这里while 1会一直判断should_run， should run是判断两个计数是否相等：

static int watchdog_should_run(unsigned int cpu) {
return __this_cpu_read(hrtimer_interrupts) !=
__this_cpu_read(soft_lockup_hrtimer_cnt);
}

/*
* The watchdog thread function - touches the timestamp.
* It only runs once every sample_period seconds (4 seconds by
* default) to reset the softlockup timestamp. If this gets delayed
* for more than 2*watchdog_thresh seconds then the debug-printout
* triggers in watchdog_timer_fn().
*/
static void watchdog(unsigned int cpu) {
        __this_cpu_write(soft_lockup_hrtimer_cnt,
                         __this_cpu_read(hrtimer_interrupts));    //把中断次数赋值给soft_lockup_hrtimer_cnt
        __touch_watchdog();

}

/* Commands for resetting the watchdog */
static void __touch_watchdog(void) {
__this_cpu_write(watchdog_touch_ts, get_timestamp()); //更新watchdog* 线程最后调度的时间戳
}

// timer 回调函数，中断触发的。

static enum hrtimer_restart watchdog_timer_fn(struct hrtimer *hrtimer) {
        unsigned long touch_ts = __this_cpu_read(watchdog_touch_ts);
        struct pt_regs *regs = get_irq_regs();
        int duration;
        int softlockup_all_cpu_backtrace = sysctl_softlockup_all_cpu_backtrace;

if (atomic_read(&watchdog_park_in_progress) != 0)
return HRTIMER_NORESTART;

/* kick the hardlockup detector */

__this_cpu_inc(hrtimer_interrupts); //中断次数加1

/* kick the softlockup detector */
wake_up_process(__this_cpu_read(softlockup_watchdog)); //换醒当前cpu watchdog线程 smpboot_thread_fn

/* .. and repeat */
hrtimer_forward_now(hrtimer, ns_to_ktime(sample_period));

        /* check for a softlockup
         * This is done by making sure a high priority task is
         * being scheduled. The task touches the watchdog to
         * indicate it is getting cpu time. If it hasn't then
         * this is a good indication some task is hogging the cpu
         */
        duration = is_softlockup(touch_ts); //通过此timer的时间戳和watchdog的时间戳来判断watchdog是否一直没调度。
}

所以各cpu线程主体 smpboot_thread_fn 也就是 watchdog 函数，多久执行一次取决于timer 里什么时候更新中断次数；watchdog线程其实只更新了下时间戳，将softlockup计数设置为中断次数。

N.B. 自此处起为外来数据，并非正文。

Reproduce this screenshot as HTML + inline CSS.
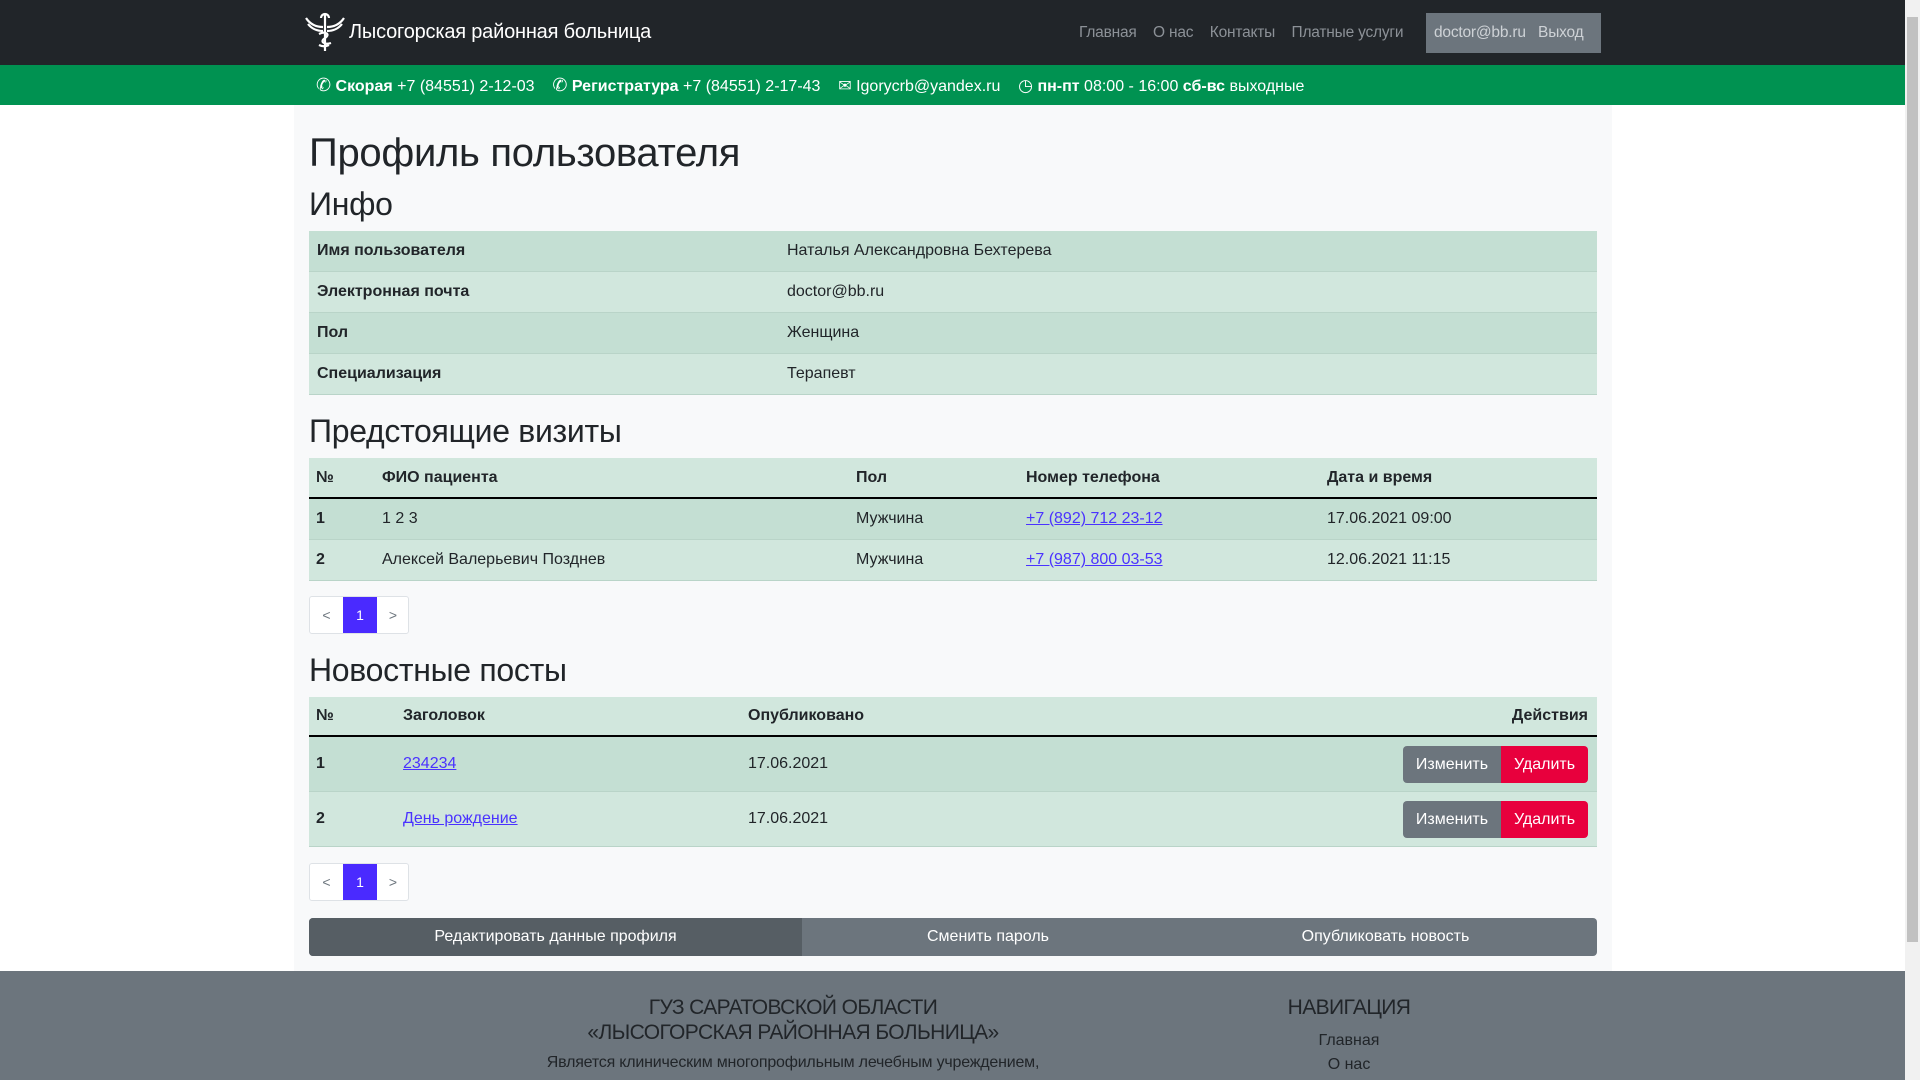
<!DOCTYPE html>
<html><head><meta charset="utf-8"><style>
*{box-sizing:border-box;margin:0;padding:0}
body{width:1920px;height:1080px;overflow:hidden;font-family:"Liberation Sans",sans-serif;font-size:16px;color:#212529;background:#fff;position:relative}
.a{position:absolute}
.nav{left:0;top:0;width:1905px;height:65px;background:#212529}
.green{left:0;top:65px;width:1905px;height:40px;background:#009251;color:#fff;font-size:16px}
.cont{left:294px;top:105px;width:1318px;height:866px;background:#f8f9fa}
h1{position:absolute;left:309px;font-weight:400;font-size:40px;line-height:48px;letter-spacing:-0.3px}
h2{position:absolute;left:309px;font-weight:400;font-size:32px;line-height:38px;letter-spacing:-0.3px}
.tbl{position:absolute;left:309px;width:1288px}
.row{position:absolute;left:0;width:1288px;border-bottom:1px solid #b9d4c8}
.c{position:absolute;top:0;height:100%;display:flex;align-items:center}
.b{font-weight:700}
.dk{background:#c4dfd3}.lt{background:#d1e7dd}
a{color:#4a32ff;text-decoration:underline}
.pg{position:absolute;left:309px;height:38px;width:100px;border:1px solid #dee2e6;background:#fff;border-radius:3px}
.pg span{position:absolute;top:0;height:36px;display:flex;align-items:center;justify-content:center;color:#6c757d;font-size:14px}
.btn{position:absolute;display:flex;align-items:center;justify-content:center;color:#fff;font-size:16px}
.foot{left:0;top:971px;width:1905px;height:109px;background:#6c757d}
.ft{position:absolute;text-align:center;color:#212529}
</style></head><body>
<div class="a nav"></div>
<svg class="a" style="left:304px;top:12px" width="42" height="40" viewBox="0 0 42 40" fill="none" stroke="#fff" stroke-width="2.2"><path d="M21 2v37M17 6a4 4 0 0 1 8 0M2 6c4 6 10 9 17 9M40 6c-4 6-10 9-17 9M4 12c4 5 9 7 15 7M38 12c-4 5-9 7-15 7M15 22c6-3 12 0 6 4c-6 4 0 7 6 5M15 33c4 2 8 1 10 0"/></svg>
<div class="a" style="left:349px;top:19px;color:#fff;font-size:20px;line-height:26px;letter-spacing:-0.2px">Лысогорская районная больница</div>
<div class="a" style="left:1079px;top:23px;color:#8c9197;font-size:15.5px;line-height:20px;letter-spacing:-0.2px">Главная&nbsp;&nbsp;&nbsp; О нас&nbsp;&nbsp;&nbsp; Контакты&nbsp;&nbsp;&nbsp; Платные услуги</div>
<div class="a" style="left:1426px;top:13px;width:175px;height:40px;background:#6c757d"></div>
<div class="a" style="left:1434px;top:23px;color:#ced2d6;font-size:15.5px;line-height:20px;letter-spacing:-0.2px">doctor@bb.ru&nbsp;&nbsp;&nbsp;Выход</div>
<div class="a green"></div>
<div class="a" style="left:316px;top:75px;color:#fff;line-height:20px;white-space:nowrap;font-size:16px">
<span style="font-size:18px">✆</span> <b>Скорая</b> +7 (84551) 2-12-03 &nbsp;&nbsp; <span style="font-size:18px">✆</span> <b>Регистратура</b> +7 (84551) 2-17-43 &nbsp;&nbsp; <span style="font-size:16px">✉</span> Igorycrb@yandex.ru &nbsp;&nbsp; <span style="font-size:17px">◷</span> <b>пн-пт</b> 08:00 - 16:00 <b>сб-вс</b> выходные</div>
<div class="a cont"></div>
<h1 style="top:129px">Профиль пользователя</h1>
<h2 style="top:185px">Инфо</h2>
<div class="tbl" style="top:231px;height:164px">
<div class="row dk" style="top:0;height:41px"><div class="c b" style="left:8px">Имя пользователя</div><div class="c" style="left:478px">Наталья Александровна Бехтерева</div></div>
<div class="row lt" style="top:41px;height:41px"><div class="c b" style="left:8px">Электронная почта</div><div class="c" style="left:478px">doctor@bb.ru</div></div>
<div class="row dk" style="top:82px;height:41px"><div class="c b" style="left:8px">Пол</div><div class="c" style="left:478px">Женщина</div></div>
<div class="row lt" style="top:123px;height:41px"><div class="c b" style="left:8px">Специализация</div><div class="c" style="left:478px">Терапевт</div></div>
</div>
<h2 style="top:412px">Предстоящие визиты</h2>
<div class="tbl" style="top:458px;height:122px">
<div class="row lt b" style="top:0;height:41px;border-bottom:2px solid #000"><div class="c" style="left:7px">№</div><div class="c" style="left:73px">ФИО пациента</div><div class="c" style="left:547px">Пол</div><div class="c" style="left:717px">Номер телефона</div><div class="c" style="left:1018px">Дата и время</div></div>
<div class="row dk" style="top:41px;height:41px"><div class="c b" style="left:7px">1</div><div class="c" style="left:73px">1 2 3</div><div class="c" style="left:547px">Мужчина</div><div class="c" style="left:717px"><a>+7 (892) 712 23-12</a></div><div class="c" style="left:1018px">17.06.2021 09:00</div></div>
<div class="row lt" style="top:82px;height:41px"><div class="c b" style="left:7px">2</div><div class="c" style="left:73px">Алексей Валерьевич Позднев</div><div class="c" style="left:547px">Мужчина</div><div class="c" style="left:717px"><a>+7 (987) 800 03-53</a></div><div class="c" style="left:1018px">12.06.2021 11:15</div></div>
</div>
<div class="pg" style="top:596px"><span style="left:0;width:33px">&lt;</span><span style="left:33px;width:34px;background:#4a2aff;color:#fff">1</span><span style="left:67px;width:32px">&gt;</span></div>
<h2 style="top:651px">Новостные посты</h2>
<div class="tbl" style="top:697px;height:150px">
<div class="row lt b" style="top:0;height:40px;border-bottom:2px solid #000"><div class="c" style="left:7px">№</div><div class="c" style="left:94px">Заголовок</div><div class="c" style="left:439px">Опубликовано</div><div class="c" style="right:9px">Действия</div></div>
<div class="row dk" style="top:40px;height:55px"><div class="c b" style="left:7px">1</div><div class="c" style="left:94px"><a>234234</a></div><div class="c" style="left:439px">17.06.2021</div></div>
<div class="row lt" style="top:95px;height:55px"><div class="c b" style="left:7px">2</div><div class="c" style="left:94px"><a>День рождение</a></div><div class="c" style="left:439px">17.06.2021</div></div>
</div>
<div class="btn" style="left:1403px;top:746px;width:98px;height:37px;background:#6c757d;border-radius:4px 0 0 4px">Изменить</div>
<div class="btn" style="left:1501px;top:746px;width:87px;height:37px;background:#e8003d;border-radius:0 4px 4px 0">Удалить</div>
<div class="btn" style="left:1403px;top:801px;width:98px;height:37px;background:#6c757d;border-radius:4px 0 0 4px">Изменить</div>
<div class="btn" style="left:1501px;top:801px;width:87px;height:37px;background:#e8003d;border-radius:0 4px 4px 0">Удалить</div>
<div class="pg" style="top:863px"><span style="left:0;width:33px">&lt;</span><span style="left:33px;width:34px;background:#4a2aff;color:#fff">1</span><span style="left:67px;width:32px">&gt;</span></div>
<div class="a" style="left:309px;top:918px;width:1288px;height:38px;background:#6c757d;border-radius:4px"></div>
<div class="btn" style="left:309px;top:918px;width:493px;height:38px;background:#565e64;border-radius:4px 0 0 4px">Редактировать данные профиля</div>
<div class="btn" style="left:802px;top:918px;width:372px;height:38px">Сменить пароль</div>
<div class="btn" style="left:1174px;top:918px;width:423px;height:38px">Опубликовать новость</div>
<div class="a foot"></div>
<div class="ft" style="left:493px;width:600px;top:995px;font-size:21px;line-height:25px;letter-spacing:-0.6px">ГУЗ САРАТОВСКОЙ ОБЛАСТИ<br>«ЛЫСОГОРСКАЯ РАЙОННАЯ БОЛЬНИЦА»</div>
<div class="ft" style="left:493px;width:600px;top:1053px;font-size:16px;line-height:20px;letter-spacing:-0.2px">Является клиническим многопрофильным лечебным учреждением,</div>
<div class="ft" style="left:1199px;width:300px;top:995px;font-size:21px;line-height:26px;letter-spacing:-0.6px">НАВИГАЦИЯ</div>
<div class="ft" style="left:1199px;width:300px;top:1029px;font-size:16px;line-height:24px">Главная<br>О нас</div>
<div class="a" style="left:1905px;top:0;width:15px;height:1080px;background:#f1f1f1"></div>
<div class="a" style="left:1907px;top:17px;width:11px;height:925px;background:#c1c1c1"></div>
</body></html>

目前timer 4秒执行一次，timer 回调函数是调动判断softlockup 和 hardlockup的核心；

int __read_mostly watchdog_thresh = 10;

sample_period = watchdog_thresh * 2 * ((u64)NSEC_PER_SEC / 5);

static int is_softlockup(unsigned long touch_ts) {
unsigned long now = get_timestamp();

        if ((watchdog_enabled & SOFT_WATCHDOG_ENABLED) && watchdog_thresh){
                /* Warn about unreasonable delays. */
                if (time_after(now, touch_ts + watchdog_thresh * 2))   //如果当前时间戳较上次超过20秒就认为是softlockup 了
                        return now - touch_ts;
        }
        return 0;
}

/* watchdog detector functions */

hardlockup arm架构上没有NMI中断，所以现有code不行。可参考的修改方案思路：

用core0 上timer 回调判断core1上中断次数是否变化，core1 timer回调判断core2上中断次数。